Tech layoffs aren’t the canary in the coal mine for the US labor market, Morgan Stanley says



The layoffs of thousands of tech workers are not a sign that the tide is turning for American workers, according to Morgan Stanley.

Huge rounds of layoffs have taken place at tech firms including Lyft, Twitter, Stripe, Meta and Amazon in recent months, while some economists have argued that only higher unemployment can solve America’s ongoing inflation problem.

But in a note Thursday, analysts at Morgan Stanley said they doubted the tech job cuts were “harbingers of change” ahead for the broader labor market.
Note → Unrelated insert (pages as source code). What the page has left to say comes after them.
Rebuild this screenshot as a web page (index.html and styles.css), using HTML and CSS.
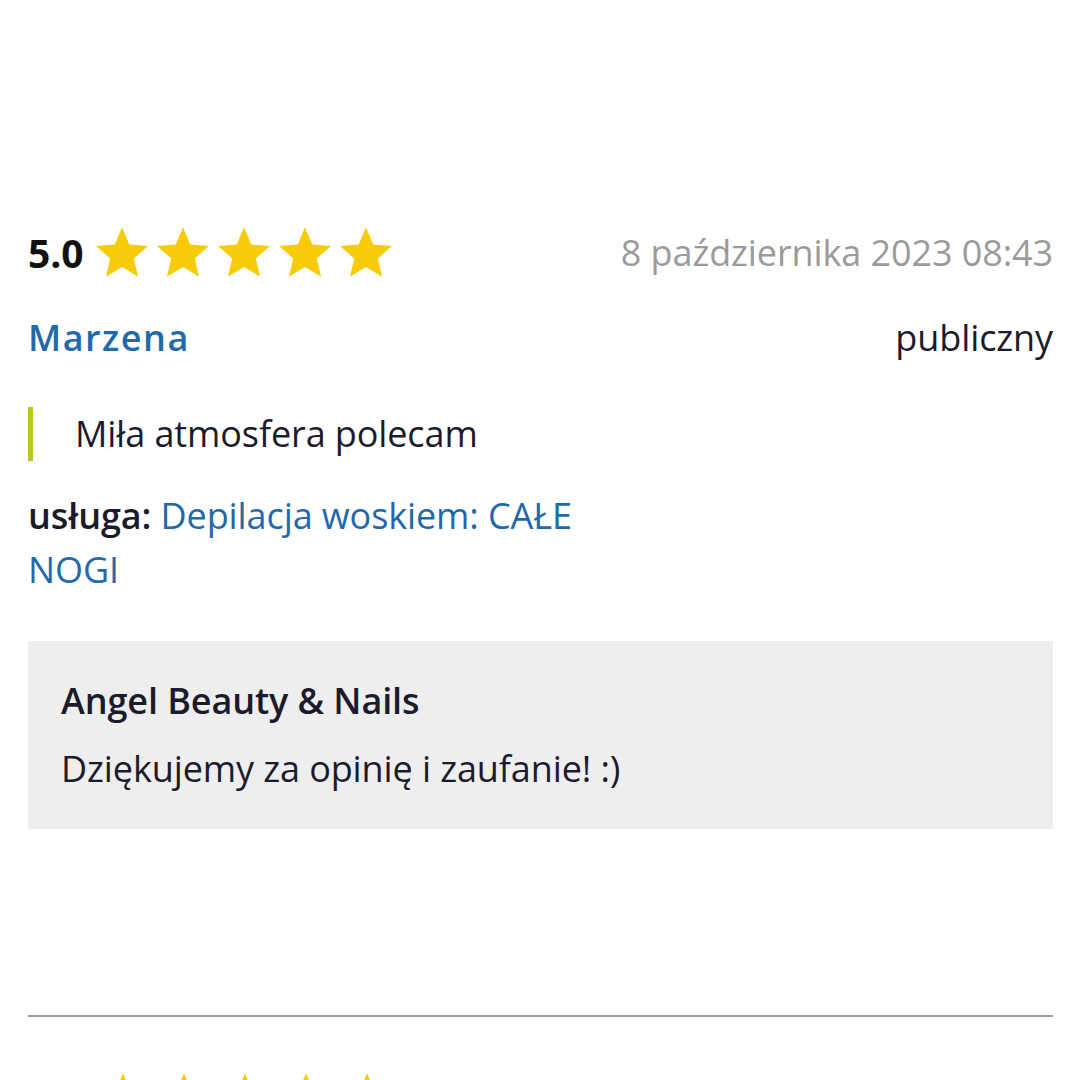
FILE: index.html
```html
<!DOCTYPE html>
<html>

	<head>
		<meta charset="UTF-8">
		<title>Opinie</title>
		<link rel="stylesheet" href="styles.css">
	</head>

	<body>
		<div class="reviews">
			<section class="review">
				<div class="review-top">
					<div class="rating">
						<span class="score">5.0</span>
						<span class="stars">
							<svg viewBox="2 2 20 19"><path d="M12 17.27L18.18 21l-1.64-7.03L22 9.24l-7.19-.61L12 2 9.19 8.63 2 9.24l5.46 4.73L5.82 21z"/></svg>
							<svg viewBox="2 2 20 19"><path d="M12 17.27L18.18 21l-1.64-7.03L22 9.24l-7.19-.61L12 2 9.19 8.63 2 9.24l5.46 4.73L5.82 21z"/></svg>
							<svg viewBox="2 2 20 19"><path d="M12 17.27L18.18 21l-1.64-7.03L22 9.24l-7.19-.61L12 2 9.19 8.63 2 9.24l5.46 4.73L5.82 21z"/></svg>
							<svg viewBox="2 2 20 19"><path d="M12 17.27L18.18 21l-1.64-7.03L22 9.24l-7.19-.61L12 2 9.19 8.63 2 9.24l5.46 4.73L5.82 21z"/></svg>
							<svg viewBox="2 2 20 19"><path d="M12 17.27L18.18 21l-1.64-7.03L22 9.24l-7.19-.61L12 2 9.19 8.63 2 9.24l5.46 4.73L5.82 21z"/></svg>
						</span>
					</div>
					<span class="date">8 października 2023 08:43</span>
				</div>
				<div class="review-author">
					<a class="name">Marzena</a>
					<span class="visibility">publiczny</span>
				</div>
				<blockquote class="review-text">Miła atmosfera polecam</blockquote>
				<div class="service"><b>usługa:</b> <a>Depilacja woskiem: CAŁE NOGI</a></div>
				<div class="reply">
					<div class="reply-name">Angel Beauty &amp; Nails</div>
					<div class="reply-text">Dziękujemy za opinię i zaufanie! :)</div>
				</div>
			</section>

			<section class="review">
				<div class="review-top">
					<div class="rating">
						<span class="stars stars-next">
							<svg viewBox="2 2 20 19"><path d="M12 17.27L18.18 21l-1.64-7.03L22 9.24l-7.19-.61L12 2 9.19 8.63 2 9.24l5.46 4.73L5.82 21z"/></svg>
							<svg viewBox="2 2 20 19"><path d="M12 17.27L18.18 21l-1.64-7.03L22 9.24l-7.19-.61L12 2 9.19 8.63 2 9.24l5.46 4.73L5.82 21z"/></svg>
							<svg viewBox="2 2 20 19"><path d="M12 17.27L18.18 21l-1.64-7.03L22 9.24l-7.19-.61L12 2 9.19 8.63 2 9.24l5.46 4.73L5.82 21z"/></svg>
							<svg viewBox="2 2 20 19"><path d="M12 17.27L18.18 21l-1.64-7.03L22 9.24l-7.19-.61L12 2 9.19 8.63 2 9.24l5.46 4.73L5.82 21z"/></svg>
							<svg viewBox="2 2 20 19"><path d="M12 17.27L18.18 21l-1.64-7.03L22 9.24l-7.19-.61L12 2 9.19 8.63 2 9.24l5.46 4.73L5.82 21z"/></svg>
						</span>
					</div>
				</div>
			</section>
		</div>
	</body>

</html>
```

FILE: styles.css
```css
* {
	margin: 0;
	padding: 0;
	box-sizing: border-box;
}

html,
body {
	height: 100%;
	overflow: hidden;
	background: #ffffff;
}

body {
	font-family: "Open Sans", "Liberation Sans", sans-serif;
	font-size: 36px;
	line-height: 54px;
	letter-spacing: -0.1px;
	color: #1c1b2c;
}

.reviews {
	padding: 226px 27px 0 28px;
}

.review {
	padding-bottom: 186px;
	border-bottom: 2px solid #9e9e9e;
}

.review + .review {
	border-bottom: none;
	padding-top: 58px;
}

.review-top {
	display: flex;
	justify-content: space-between;
	align-items: center;
}

.rating {
	display: flex;
	align-items: center;
}

.score {
	font-size: 39px;
	font-weight: 700;
	color: #111111;
	margin-right: 13px;
}

.stars {
	display: flex;
	gap: 9px;
	margin-top: -2px;
}

.stars svg {
	width: 52px;
	height: 50px;
	fill: #f8cb08;
}

/* next review, only the star tips show */
.stars-next {
	margin-left: 69px;
}

.date {
	color: #9b9b9b;
}

.review-author {
	display: flex;
	justify-content: space-between;
	margin-top: 31px;
}

.name {
	color: #1f69ad;
	font-weight: 600;
	letter-spacing: 1.5px;
}

.review-text {
	margin-top: 42px;
	border-left: 5px solid #b8c826;
	padding-left: 42px;
}

.service {
	margin-top: 28px;
	width: 600px;
}

.service b {
	font-weight: 600;
}

.service a {
	color: #1f69ad;
}

.reply {
	margin-top: 44px;
	background: #eeeeee;
	padding: 33px 33px;
}

.reply-name {
	font-weight: 600;
	margin-bottom: 14px;
}
```
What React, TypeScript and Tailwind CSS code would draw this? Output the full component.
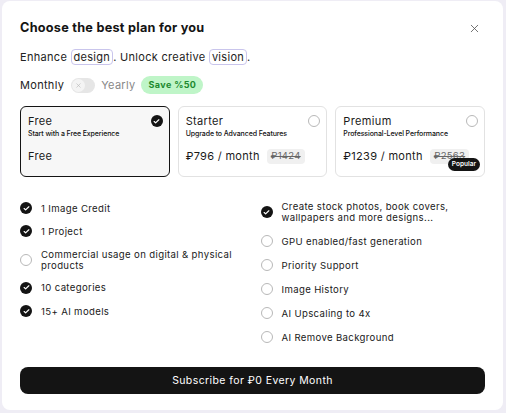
import React from 'react';
import { X, Check } from 'lucide-react';

const plans = [
  { name: 'Free', sub: 'Start with a Free Experience', price: 'Free', old: '', selected: true, popular: false },
  { name: 'Starter', sub: 'Upgrade to Advanced Features', price: '₽796 / month', old: '₽1424', selected: false, popular: false },
  { name: 'Premium', sub: 'Professional-Level Performance', price: '₽1239 / month', old: '₽2563', selected: false, popular: true },
];

const leftFeatures = [
  { text: '1 Image Credit', on: true },
  { text: '1 Project', on: true },
  { text: 'Commercial usage on digital & physical products', on: false },
  { text: '10 categories', on: true },
  { text: '15+ AI models', on: true },
];

const rightFeatures = [
  { text: 'Create stock photos, book covers, wallpapers and more designs...', on: true },
  { text: 'GPU enabled/fast generation', on: false },
  { text: 'Priority Support', on: false },
  { text: 'Image History', on: false },
  { text: 'AI Upscaling to 4x', on: false },
  { text: 'AI Remove Background', on: false },
];

const Tick = ({ on }: { on: boolean }) =>
  on ? (
    <span className="w-[12px] h-[12px] shrink-0 rounded-full bg-[#141414] flex items-center justify-center">
      <Check size={7} strokeWidth={4} className="text-white" />
    </span>
  ) : (
    <span className="w-[12px] h-[12px] shrink-0 rounded-full border border-[#b8b8b8] bg-white" />
  );

const Feature = ({ text, on }: { text: string; on: boolean }) => (
  <div className="flex items-center gap-[9px] min-h-[12px]">
    <Tick on={on} />
    <span className="text-[9.6px] leading-[11px] tracking-[0.35px] text-[#1a1a1a]">{text}</span>
  </div>
);

export default function App() {
  return (
    <div className="w-[506px] h-[413px] bg-[#efedf5] pl-[2px] pt-[1px] font-['Inter',sans-serif]">
      <div className="w-[501px] h-[409px] bg-white rounded-[8px] px-[18px] pt-[17px] flex flex-col">
        <div className="flex items-center justify-between">
          <h1 className="text-[12.7px] font-bold tracking-[0.25px] text-[#141414] leading-[20px]">Choose the best plan for you</h1>
          <X size={13} strokeWidth={1.5} className="text-[#555] mr-[4px]" />
        </div>

        <p className="mt-[11px] text-[11px] tracking-[0.3px] text-[#222] leading-[16px]">
          Enhance{' '}
          <span className="border border-[#c9c5ec] rounded-[4px] px-[2px]">design</span>. Unlock creative{' '}
          <span className="border border-[#c9c5ec] rounded-[4px] px-[2px]">vision</span>.
        </p>

        <div className="mt-[11px] flex items-center text-[11px] tracking-[0.3px] leading-[18px]">
          <span className="text-[#222]">Monthly</span>
          <span className="ml-[7px] w-[24px] h-[15px] rounded-full bg-[#e6e6e6] relative">
            <span className="absolute left-[1px] top-[1px] w-[13px] h-[13px] rounded-full bg-[#f4f4f4] flex items-center justify-center">
              <X size={7} strokeWidth={2} className="text-[#b5b5b5]" />
            </span>
          </span>
          <span className="ml-[6px] text-[#888]">Yearly</span>
          <span className="ml-[6px] h-[18px] px-[7px] rounded-full bg-[#bff5c8] text-[#1d8a2f] text-[9px] font-bold tracking-[0.4px] flex items-center">
            Save %50
          </span>
        </div>

        <div className="mt-[12px] grid grid-cols-3 gap-[8px]">
          {plans.map((p) => (
            <div
              key={p.name}
              className={`relative h-[71px] rounded-[6px] pl-[7px] pr-[6px] pt-[6px] ${
                p.selected ? 'border border-[#141414] bg-[#f7f7f7]' : 'border border-[#e2e2e2] bg-white'
              }`}
            >
              <div className="flex items-center justify-between">
                <span className="text-[11px] leading-[16px] tracking-[0.35px] text-[#1a1a1a]">{p.name}</span>
                <Tick on={p.selected} />
              </div>
              <div className="text-[7px] leading-[10px] font-medium tracking-[-0.1px] text-[#111]">{p.sub}</div>
              <div className="mt-[9px] flex items-center gap-[7px]">
                <span className="text-[11px] leading-[16px] tracking-[0.3px] text-[#1a1a1a]">{p.price}</span>
                {p.old && (
                  <span className="px-[4px] h-[15px] flex items-center rounded-[4px] bg-[#f0f0f0] text-[9.5px] text-[#666] line-through tracking-[0.3px]">
                    {p.old}
                  </span>
                )}
              </div>
              {p.popular && (
                <span className="absolute right-[4px] bottom-[5px] h-[13px] px-[4px] rounded-full bg-[#141414] text-white text-[6.5px] font-semibold flex items-center">
                  Popular
                </span>
              )}
            </div>
          ))}
        </div>

        <div className="mt-[24px] grid grid-cols-2 gap-x-[16px]">
          <div className="flex flex-col gap-[11.3px] pt-[1px]">
            {leftFeatures.map((f) => (
              <Feature key={f.text} {...f} />
            ))}
          </div>
          <div className="flex flex-col gap-[12px] mt-0">
            {rightFeatures.map((f) => (
              <Feature key={f.text} {...f} />
            ))}
          </div>
        </div>

        <button className="mt-auto mb-[16px] h-[27px] w-full rounded-[8px] bg-[#141414] text-white text-[10.5px] tracking-[0.4px]">
          Subscribe for ₽0 Every Month
        </button>
      </div>
    </div>
  );
}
While experts at the investment bank said they expected a decline in U.S. employment growth thanks to higher interest rates prompting hiring cuts, they predicted a broader deterioration in the labor market was unlikely as the U.S. economy largely “remains understaffed.”

Tech layoffs from 2021 total just 187,000 job cuts, they note, a “significant” number for the industry but representing “just over 0.1% of total U.S. payrolls.”

Cuts in the tech sector are not the “canary in the coal mine” signaling the start of large-scale layoffs across all industries, the note’s authors wrote, arguing that even if companies want to cut labor costs, “there appears to be little fat to cut “.

Morgan Stanley isn’t the only investment bank allaying concerns about what massive tech layoffs could do for the rest of the American workforce. The lender’s note came days after analysts at Goldman Sachs issued their own note, which insisted that “cuts in the tech sector are not a sign of an impending recession.”

“The technology industry accounts for a small share of total employment—for example, the unemployment rate would rise by less than 0.3 percentage points even in the unlikely event that all workers employed in the “Internet publishing, broadcasting, and web search portal industry ” immediately fired — so any slowdown in the overall labor market should be small,” Goldman analysts said.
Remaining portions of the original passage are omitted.